Introduction: Diarrhea is still a leading cause of death in children and the elderly worldwide, especially during antibiotic therapy in transplant/immunosuppressed patients. The incidence and the severity of diarrhea has been reduced using oral rehydration solution (ORS), but it does not directly reduce intestinal secretion and may paradoxically worsen diarrhea. Consequently, new alternative anti-diarrheal therapies are needed. The calcium-sensing receptor (CaSR) is localized in numerous body tissues, but its function in the small intestine and in the colon, is still not clear. Fluid and electrolyte homeostasis (secretion and absorption) is controlled primarily in the intestine. We demonstrate the function of the CaSR in the small intestine and the colon using calcium and calcium nanoparticles solution to activate the intestinal CaSR and prevent cyclic nucleotide-induced diarrhea.
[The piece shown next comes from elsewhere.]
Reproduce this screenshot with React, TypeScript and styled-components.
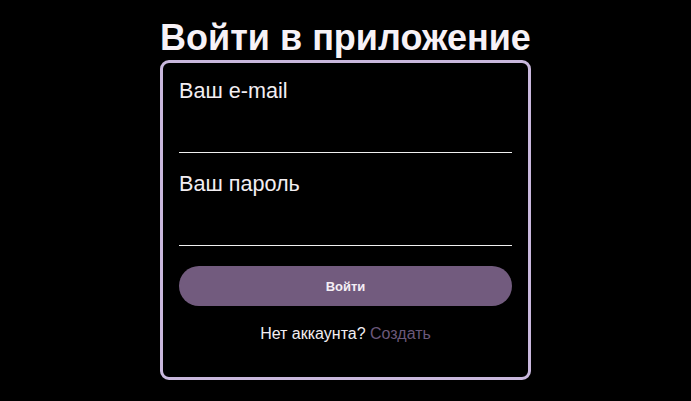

Materials and Methods: Male Sprague-Dawley rats’ small intestinal and colon segments were isolated and connected into an ex vivo bowel perfusion device. Extraluminally, the segments were perfused with HEPES buffer. Intraluminally, the small intestines were perfused with different concentrations of calcium (1.0, 5.0, and 7.0 mM) and the colon segments were perfused with and without calcium nanoparticles. The experiments were conducted both in presence and absence of Forskolin, a potent secretagogue. Secretory-absorptive function was assessed based on nanospectrophotometric measurements of FITC-Inulin, a non-absorbable fluorescent marker bound to a biologically inert sugar.
Results and Discussion: Elevated levels of luminal calcium perfusion reduced intestinal secretion, and, at higher concentrations, led to moderate absorption. Elevation of the luminal calcium concentration to 7.0 mM abolished the classical Forskolin-induced secretion. The 7.0 mM calcium-perfusate demonstrated enhanced absorption from the proximal to distal portions of the small intestine, with an approximate two-fold increase in the absorptive rate when compared to the proximal and distal small intestine perfusated with 1.0 mM and 5.0 mM of calcium. In the colon, the Forskolin perfusion rapidly induced considerable secretion. The addition of calcium nanoparticles to the perfusate resulted in a return to a normal secretion profile, indicating prevention/abatement of cyclic nucleotide-induced diarrhea.
Conclusion: The present study provides evidence of the functional activity of apical CaSR from the proximal to the distal portions of the small intestine and the colon segments. Furthermore, CaSR activation through calcium nanoparticles abates Forskolin induced fluid secretion and can lead to absorption of fluid at higher concentrations, despite continued presence of the cyclic nucleotide activator. Calcium and calcium nanoparticles can mitigate secretagogue-induced diarrhea. These results suggest that the use of nanoparticles may be a potential treatment or a prophylactic therapy of diarrhea.